Ohne überhaupt über die realen Möglichkeiten in dieser Gesellschaft zu sprechen, fordern sie einen bunten Strauß von Maßnahmen: Mietendeckel, Mehrwertsteuer auf Grundnahrungsmittel abschaffen, Marktmacht von großen Supermarktketten brechen, Heiz- und Strompreise bezahlbar, mehr Geld für Kinder und Familien, höhere Renten, Schuldenbremse weg, investieren in Bildung, Brücken, Bus und Bahn und die Wirtschaft, soziale Klimapolitik, Recht auf Asyl. Wie illusionär das ist, kommt krass in der Forderung „Reichtum für uns alle“ zum Ausdruck.

Sie reden viel von „Abrüstungsverträgen, Kooperation, Diplomatie und friedlicher Konfliktlösung“ ohne ein Wort über Imperialismus und Kapitalismus. Das ist alles sehr schön, aber zugleich völlig unverbindlich. Wenn man dagegen das reale Verhalten der Linken stellt, wenn sie wie in Thüringen oder in Berlin Regierungsmacht hatte, zerplatzen die Illusionen wie Seifenblasen.

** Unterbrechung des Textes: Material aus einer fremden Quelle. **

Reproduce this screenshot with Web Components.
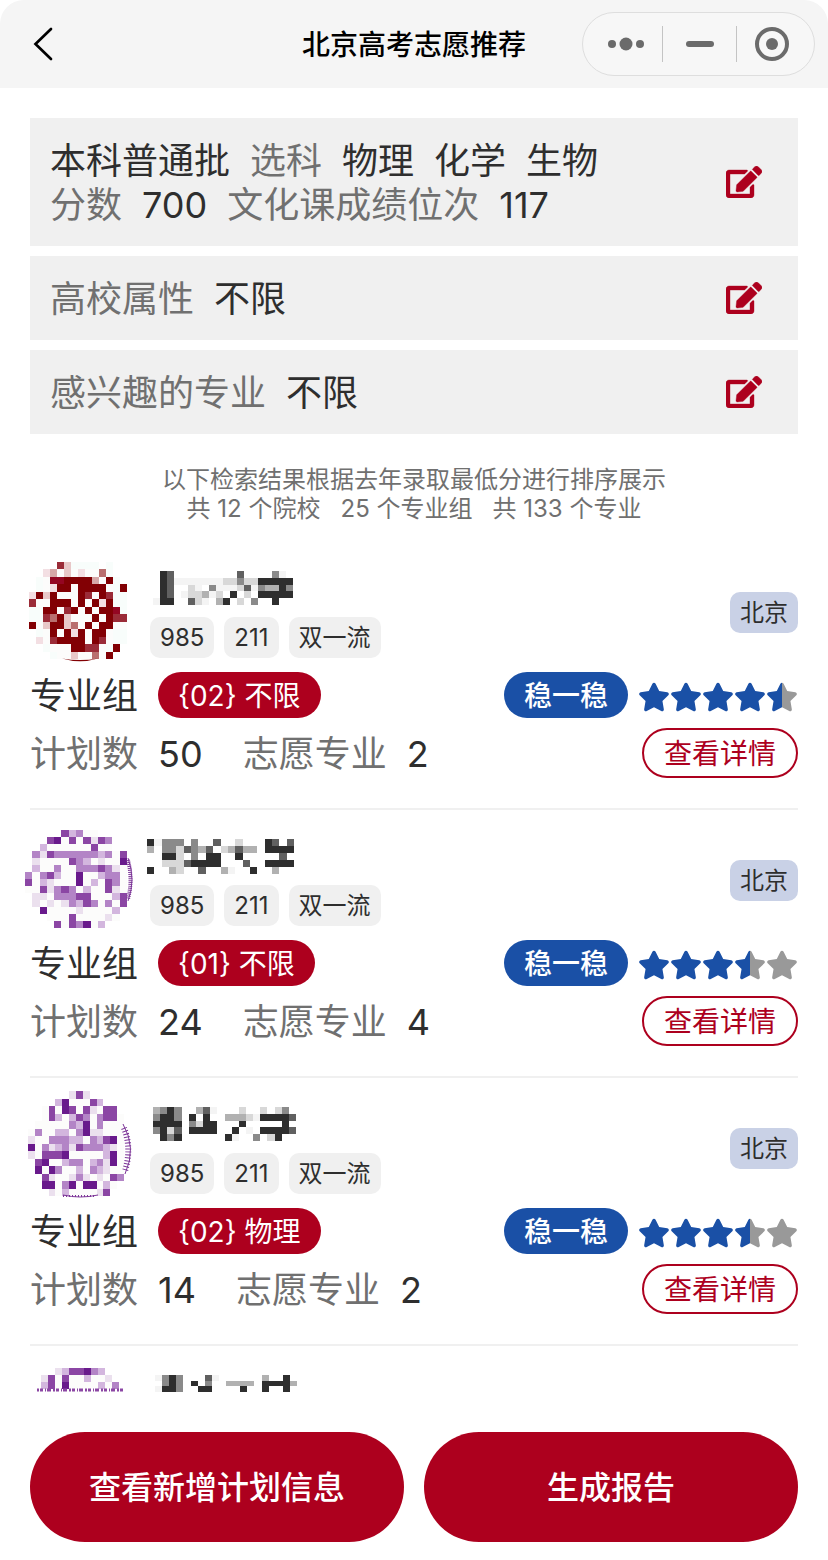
<!DOCTYPE html>
<html lang="zh-CN">
<head>
<meta charset="utf-8">
<meta name="viewport" content="width=device-width, initial-scale=1">
<title>北京高考志愿推荐</title>
<style>
  html, body { margin: 0; height: 100%; background: #fff; }
  body {
    --red: #ad001e; --blue: #1a50a6; --ink: #2e2e2e; --muted: #707070; --panel: #f0f0f0;
    font-family: Inter, "Noto Sans CJK SC", sans-serif; color: var(--ink);
  }
</style>
</head>
<body>
<volunteer-app></volunteer-app>
<script>
const define = (name, html, setup) => {
  const template = document.createElement('template');
  template.innerHTML = html;
  customElements.define(name, class extends HTMLElement {
    connectedCallback() {
      if (this.shadowRoot) return;
      this.attachShadow({ mode: 'open' }).append(template.content.cloneNode(true));
      if (setup) setup(this, this.shadowRoot);
    }
  });
};

/* Mosaic tiles: one letter per tile, "." leaves the tile empty. */
const PALETTE = {
  D: '#820004', A: '#940622', R: '#9b2c38', M: '#b96f6f', Q: '#d6a8a8', p: '#e8c8c8', i: '#f3dfe3', t: '#f8fdfb',
  P: '#691a8c', V: '#8b46a4', v: '#b384c6', n: '#d3b6de', e: '#ebe0ee', w: '#fcfcfb',
  K: '#2e2e2e', G: '#606060', g: '#8a8a8a', s: '#b1b1b1', l: '#d8d8d8', f: '#f4f4f4'
};
const MOSAICS = {
  crest1: { x: -1, y: 0, w: 98, h: 97, extra: '<path d="M32 96.500Q50 102 68 96.500Q50 99.500 32 96.500Z" fill="#820004"/>', rows: [
    '....Rpttttmt..',
    '..iQwpwiwwMt..',
    '.twAADDDDQwDt.',
    '.twiDDwDDDDwtD',
    'iDpDwwwDRwDRtt',
    'RwwDDDwDwDiDtt',
    'ttDDwRDwDwDDAt',
    'ttRMDpwwwDwDRR',
    'DwpDDpMwDwDDww',
    '.twDwDiDwDDwtt',
    '.iwRDDDDwDRwtt',
    '..twwwDDRRwtD.',
    '...twwpwwMwD..'] },
  crest2: { x: -5, y: 0, w: 102, h: 98, fringe: 'side', rows: [
    '.....Vnvww....',
    '...VPwVwVeVv..',
    '..nwwwwwwVww..',
    '.veVvvvvvvnvwV',
    '.ewwwwVvnwewwP',
    '.nwwvwwvvvVvew',
    'vwvVnwwPwwnvvw',
    'VwnewwwPwnwVvw',
    'wwVevVvwnwwVew',
    '.eewvvvVVwwwnV',
    '.ewewevnVvwvwV',
    '..Pwwwwewwwwn.',
    '...wwwVwwwwew.',
    '....VwVvPwn...'] },
  crest3: { x: -2, y: -7, w: 96, h: 105, fringe: 'full', rows: [
    '......eVe.....',
    '....nPwwwVn...',
    '..wVwPVwVewVV.',
    '..wVnwnVvwvVVw',
    '.wwwwwvnPwvwww',
    'wvwwnnwvPeewww',
    'ewwvvvnnwvnVPw',
    'PwvenveVvvvnew',
    'ewVVVPwwwwwnPw',
    '.VPwwnvvwnvePw',
    '.PwPvwwnwvneww',
    '..VewwevewewVv',
    '..PPwvPwPPwnw.',
    '...ewnwwwweV..'] },
  crest4: { x: 11, y: 2, w: 78, h: 21, fringe: 'line', rows: [
    '..enVVPvn..',
    'eVwVwwnwwe.',
    'nVwPwwwwnwv'] },
  name1: { x: 3, y: 9, w: 140, h: 34, rows: [
    '.KG.........G....gf.',
    '.KGfffffffllgllKKKKK',
    '.KG..lf.gffflGfgssKg',
    '.KG.fllsfl.K.l.KKKKK',
    'fKK..Glf.sK.l.g..K..'] },
  name2: { x: -3, y: 9, w: 147, h: 35, rows: [
    'Kfggg.g..G..l...KG.G',
    's.gglGgsG.lsGss.KKKK',
    '..KKl.g.KK..K.....G.',
    '..lllGKKKK...G..KKKK',
    'K..sl..G..sf..K..s..'] },
  name3: { x: 3, y: 9, w: 143, h: 34, rows: [
    'sgKg..sGf...l..l.lg.',
    'gKKg.K.K..ssslfKKKKG',
    'KKKK.glKK...K.....K.',
    'gKlG.KKKK..K.f.KKKKG',
    '.KgK......Kf..g.lK..'] },
  name4: { x: 5, y: 9, w: 142, h: 17, rows: [
    'fgKg...Gf......s..K.',
    '.gKg.K.g..ssss.KKKKs',
    'fKKg..KK....K..K..K.'] }
};
const FRINGE = {
  side: '<path d="M98 30Q103 50 98 69" fill="none" stroke="#7d3698" stroke-width="4" stroke-dasharray="1 1"/><path d="M98 28Q106 50 98 71" fill="none" stroke="#7d3698"/>',
  full: '<path d="M94 30Q102 50 95 73" fill="none" stroke="#7d3698" stroke-width="6" stroke-dasharray="1 2"/><path d="M93 26Q107 50 95 76M33 97Q50 101 68 97" fill="none" stroke="#7d3698"/><path d="M33 98H66" fill="none" stroke="#7d3698" stroke-width="2" stroke-dasharray="1 2"/>',
  line: '<path d="M7 24H94" fill="none" stroke="#8b46a4" stroke-width="3" stroke-dasharray="2 1 3 2 1 1 4 2"/>'
};
define('mosaic-tile', `
  <style>
    :host { display: block; flex: none; }
    svg { display: block; width: 100%; height: 100%; overflow: visible; }
  </style>
  <svg aria-hidden="true" shape-rendering="crispEdges"></svg>`, (host, root) => {
  const m = MOSAICS[host.getAttribute('pattern')];
  const cols = m.rows[0].length, cw = m.w / cols, ch = m.h / m.rows.length;
  let out = '';
  m.rows.forEach((row, r) => [...row].forEach((c, i) => {
    if (!PALETTE[c]) return;
    const x0 = Math.round(m.x + i * cw), x1 = Math.round(m.x + (i + 1) * cw);
    const y0 = Math.round(m.y + r * ch), y1 = Math.round(m.y + (r + 1) * ch);
    out += `<rect x="${x0}" y="${y0}" width="${x1 - x0}" height="${y1 - y0}" fill="${PALETTE[c]}"/>`;
  }));
  const over = (m.extra || '') + (FRINGE[m.fringe] || '');
  root.querySelector('svg').innerHTML = out + `<g shape-rendering="geometricPrecision">${over}</g>`;
});

define('nav-header', `
  <style>
    :host { display: grid; grid-template-columns: 1fr auto 1fr; align-items: center; flex: none;
      height: 88px; padding: 0 13px 0 24px; background: #f5f5f5; border-radius: 24px 24px 0 0; color: #000; }
    h1 { margin: 0; padding: 2px 11px 0 0; font-size: 28px; line-height: 40px; font-weight: 500; grid-column: 2; }
    button { border: 0; padding: 0; background: none; display: grid; place-items: center; height: 36px; }
    .back { width: 40px; height: 44px; }
    .capsule { justify-self: end; display: grid; grid-template-columns: 79px 74px 78px; align-items: center;
      height: 62px; border: 1px solid #dedede; border-radius: 32px; background: #f7f7f7; }
    .capsule button + button { border-left: 1px solid #c4c4c4; }
    svg { display: block; overflow: visible; }
  </style>
  <button class="back" aria-label="返回"><svg width="24" height="36" viewBox="0 0 24 36" fill="none" stroke="#000" stroke-width="2.700" stroke-linecap="round"><path d="M19 3 3.500 18 19 33"/></svg></button>
  <h1><slot></slot></h1>
  <div class="capsule">
    <button aria-label="更多"><svg width="40" height="36" viewBox="-10 0 40 36" fill="#6b6b6b"><circle cx="-1" cy="18" r="4"/><circle cx="13" cy="18" r="6.500"/><circle cx="27" cy="18" r="4"/></svg></button>
    <button aria-label="最小化"><svg width="28" height="6"><rect width="28" height="6" rx="3" fill="#6b6b6b"/></svg></button>
    <button aria-label="关闭"><svg width="36" height="36" viewBox="4 0 36 36"><circle cx="18" cy="18" r="15" fill="none" stroke="#6b6b6b" stroke-width="4"/><circle cx="18" cy="18" r="6" fill="#6b6b6b"/></svg></button>
  </div>`);

define('filter-card', `
  <style>
    :host { display: flex; align-items: center; justify-content: space-between; padding: 20px 36px 20px 20px;
      background: var(--panel); font-size: 36px; line-height: 46px; }
    button { border: 0; padding: 0; background: none; color: var(--red); flex: none; }
    svg { display: block; }
    ::slotted(p) { margin: 0; display: flex; column-gap: 20px; height: 44px; }
  </style>
  <div><slot></slot></div>
  <button aria-label="编辑"><svg width="36" height="32" viewBox="0 0 576 512" fill="currentColor"><path d="M402.600 83.200l90.200 90.200c3.800 3.800 3.800 10 0 13.800L274.400 405.600l-92.800 10.300c-12.400 1.400-22.900-9.100-21.500-21.500l10.300-92.800L388.800 83.200c3.800-3.800 10-3.800 13.800 0zm162-22.900l-48.800-48.800c-15.200-15.200-39.900-15.200-55.200 0l-35.400 35.400c-3.800 3.800-3.800 10 0 13.800l90.200 90.200c3.800 3.800 10 3.800 13.800 0l35.400-35.400c15.200-15.300 15.200-40 0-55.200zM384 346.200V448H64V128h229.800c3.200 0 6.200-1.300 8.500-3.500l40-40c7.600-7.600 2.200-20.500-8.500-20.500H48C21.500 64 0 85.500 0 112v352c0 26.500 21.500 48 48 48h352c26.500 0 48-21.500 48-48V306.200c0-10.700-12.900-16-20.500-8.500l-40 40c-2.200 2.300-3.500 5.300-3.500 8.500z" stroke="currentColor" stroke-width="6"/></svg></button>`);

const STAR = 'M259.300 17.800L194 150.200 47.900 171.500c-26.200 3.800-36.700 36.100-17.700 54.600l105.700 103-25 145.500c-4.500 26.300 23.200 46 46.400 33.700L288 439.600l130.700 68.700c23.200 12.200 50.900-7.400 46.400-33.700l-25-145.500 105.700-103c19-18.500 8.500-50.800-17.700-54.600L382 150.200 316.700 17.800c-11.700-23.600-45.600-23.900-57.400 0z';
define('star-rating', `
  <style>
    :host { display: flex; padding-top: 4px; }
    svg { display: block; }
  </style>`, (host, root) => {
  const value = Number(host.getAttribute('value'));
  host.setAttribute('role', 'img');
  host.setAttribute('aria-label', value + ' / 5');
  for (let i = 0; i < 5; i++) {
    const fill = Math.max(0, Math.min(1, value - i));
    root.innerHTML += `<svg width="32" height="30" viewBox="0 0 576 512"><defs><linearGradient id="s${i}"><stop offset="${fill}" stop-color="#1a50a6"/><stop offset="${fill}" stop-color="#999"/></linearGradient></defs><path d="${STAR}" fill="url(#s${i})"/></svg>`;
  }
});

define('soft-tag', `
  <style>
    :host { display: block; padding: 0 10px; border-radius: 10px; font-size: 24px; line-height: 42px; height: 41px;
      background: var(--tag, var(--panel)); white-space: nowrap; }
  </style><slot></slot>`);

define('pill-label', `
  <style>
    :host { display: block; padding: 0 20px; border-radius: 23px; font-size: 28px; line-height: 48px; height: 46px;
      color: #fff; background: var(--pill, var(--red)); white-space: nowrap; }
  </style><slot></slot>`);

define('school-item', `
  <style>
    :host { display: flex; flex-direction: column; gap: 10px; padding: 20px 0 30px; border-bottom: 2px solid #f0f0f0; }
    :host([first]) { padding-top: 0; }
    :host([partial]) { border: 0; }
    .head, .group, .plan, .tags { display: flex; }
    .head { gap: 20px; height: 100px; }
    .logo { width: 100px; height: 100px; }
    .info { flex: 1; }
    .name { width: 150px; height: 55px; }
    .tags { gap: 10px; }
    .city { --tag: #c9d1e6; align-self: center; }
    .group, .plan { align-items: center; font-size: 36px; line-height: 46px; }
    .group span, .plan span, .plan b { padding-top: 2px; }
    .group { height: 46px; }
    .group pill-label { margin-left: 20px; }
    .group .chance { --pill: var(--blue); font-weight: 500; margin: 0 10px 0 auto; }
    .plan { height: 50px; gap: 20px; color: var(--muted); }
    .plan b { font-weight: 400; color: var(--ink); }
    .plan b:first-of-type { margin-right: 20px; }
    button { margin-left: auto; padding: 2px 20px 0; height: 50px; border: 2px solid var(--red); border-radius: 25px;
      background: #fff; color: var(--red); font: 400 28px/44px Inter, "Noto Sans CJK SC", sans-serif; }
  </style>`, (host, root) => {
  const get = (name) => host.getAttribute(name);
  const full = !host.hasAttribute('partial');
  const body = document.createElement('template');
  body.innerHTML = `
    <div class="head">
      <mosaic-tile class="logo" pattern="crest${get('n')}"></mosaic-tile>
      <div class="info">
        <mosaic-tile class="name" pattern="name${get('n')}"></mosaic-tile>
        ${full ? '<div class="tags"><soft-tag>985</soft-tag><soft-tag>211</soft-tag><soft-tag>双一流</soft-tag></div>' : ''}
      </div>
      ${full ? '<soft-tag class="city">北京</soft-tag>' : ''}
    </div>` + (full ? `
    <div class="group"><span>专业组</span><pill-label>${get('group')}</pill-label>
      <pill-label class="chance">稳一稳</pill-label><star-rating value="${get('stars')}"></star-rating></div>
    <div class="plan"><span>计划数</span><b>${get('plan')}</b><span>志愿专业</span><b>${get('majors')}</b>
      <button>查看详情</button></div>` : '');
  root.append(body.content);
});

define('action-bar', `
  <style>
    :host { display: grid; grid-template-columns: 1fr 1fr; gap: 20px; flex: none; padding: 40px 30px 18px; background: #fff; }
    ::slotted(button) { height: 110px; padding: 2px 0 0; border: 0; border-radius: 55px; background: var(--red); color: #fff;
      font: 500 32px/44px Inter, "Noto Sans CJK SC", sans-serif; }
  </style><slot></slot>`);

define('volunteer-app', `
  <style>
    :host { display: flex; flex-direction: column; height: 100vh; }
    main { flex: 1; min-height: 0; overflow: hidden; padding: 30px 30px 0; }
    .filters { display: grid; gap: 10px; }
    .filters span { color: var(--muted); }
    .filters b { font-weight: 400; }
    .note { margin: 30px 0 40px; font-size: 24px; line-height: 31px; color: var(--muted); text-align: center; }
    .note p { margin: 0; height: 29px; display: flex; justify-content: center; gap: 20px; }
  </style>
  <nav-header>北京高考志愿推荐</nav-header>
  <main>
    <div class="filters">
      <filter-card>
        <p><b>本科普通批</b><span>选科</span><b>物理</b><b>化学</b><b>生物</b></p>
        <p><span>分数</span><b>700</b><span>文化课成绩位次</span><b>117</b></p>
      </filter-card>
      <filter-card><p><span>高校属性</span><b>不限</b></p></filter-card>
      <filter-card><p><span>感兴趣的专业</span><b>不限</b></p></filter-card>
    </div>
    <div class="note">
      <p>以下检索结果根据去年录取最低分进行排序展示</p>
      <p><span>共 12 个院校</span><span>25 个专业组</span><span>共 133 个专业</span></p>
    </div>
    <school-item first n="1" group="{02} 不限" stars="4.5" plan="50" majors="2"></school-item>
    <school-item n="2" group="{01} 不限" stars="3.5" plan="24" majors="4"></school-item>
    <school-item n="3" group="{02} 物理" stars="3.5" plan="14" majors="2"></school-item>
    <school-item partial n="4"></school-item>
  </main>
  <action-bar>
    <button>查看新增计划信息</button>
    <button>生成报告</button>
  </action-bar>`);
</script>
</body>
</html>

BSW: Arbeiter und Kapital gemeinsam?

Richtig beklagt das BSW viele Missstände in Deutschland. Damit sind sie nicht allein. Denn auch alle anderen Parteien von CDU/CSU, SPD, FDP, Linke bis hin zur AfD weisen teils zu recht auf Missstände hin. Und wie alle anderen führt auch das BSW in die falsche Richtung. Sie „stehen für eine Rückkehr der Vernunft“, eine nichtssagende Floskel. Sie beklagen, dass „viele Märkte nicht mehr funktionieren.“ Also wollen sie einen funktionierenden Kapitalismus? Eine nette Illusion! Ebenso illusionär wollen sie „eine innovative Wirtschaft mit fairem Wettbewerb, gut bezahlten sicheren Arbeitsplätzen, einem hohen Anteil industrieller Wertschöpfung, einem gerechten Steuersystem und einem starken Mittelstand“. Dazu fordern sie weniger Klima- und Umweltschutz, dafür „die Entwicklung innovativer Schlüsseltechnologien“. Sie wollen zurück zur „sozialen Marktwirtschaft“, obwohl sie feststellen, dass es diese nicht mehr gibt. Sie wollen den Kapitalismus nicht abschaffen, sondern „eine faire Leistungsgesellschaft“. Kapitalismus war und ist niemals „fair“. Das BSW redet von Friedenspolitik, verlangt aber gleichzeitig: „Die Bundeswehr hat den Auftrag, unser Land zu verteidigen. Für diese Aufgabe muss sie angemessen ausgerüstet sein.“ Also mehr Rüstung. Bei Migration fällt dem BSW ein, dass das zu mehr Konkurrenz in der Arbeiterklasse führt. Das stimmt! Aber die Antwort lautet beim BSW nicht Einheit, Kampf gegen Spaltung, Solidarität. Stattdessen wollen sie wie alle anderen Zuwanderung begrenzen. Es ist entlarvend: Gegen das Kapital will man nichts machen, sondern Arbeiter und Kapital gemeinsam für ein wirtschaftlich und politisch starkes Deutschland in ein gemeinsames Boot holen. Aber die Zuwanderer will man bekämpfen.

Was tun?

Nimmt man alle Wahlprogramme der großen bürgerlichen und links-sozialdemokratischen Parteien, so vertritt keine die Interessen der Arbeiterklasse. Es gibt Schattierungen und Unterschiede vor allem bei den Versprechungen und Illusionen. Letztlich wollen alle ein starkes, kapitalistisches Deutschland. Es zeigt sich auch der Rechtsruck der bürgerlichen Politik. Was früher nur Positionen der AfD waren, ist zu Positionen fast aller geworden. Einen grundsätzlichen Bruch mit Ausbeutung, Militarisierung, Abbau demokratischer Rechte oder gar eine andere, sozialistische Gesellschaft will keine der großen antretenden Parteien. In dieser Situation können wir keine Wahlempfehlung geben. Im Einzelfall kann es jedoch sinnvoll sein, vor Ort Kandidaten die Erststimme zugeben, die durch ihr Verhalten zeigen, dass sie sich für die Interessen der Arbeiterklasse einsetzen. Wenn sie mehr Stimmen erhalten, stärkt das auch ihr Gewicht und ihre Möglichkeiten.

Langfristig gibt es jedoch nur einen Weg: Aufbau einer breiten klassenkämpferischen Front, die als Bündnis aller fortschrittlichen Kräfte antritt und damit dem Klassenkampf eine Stimme im Parlament gibt.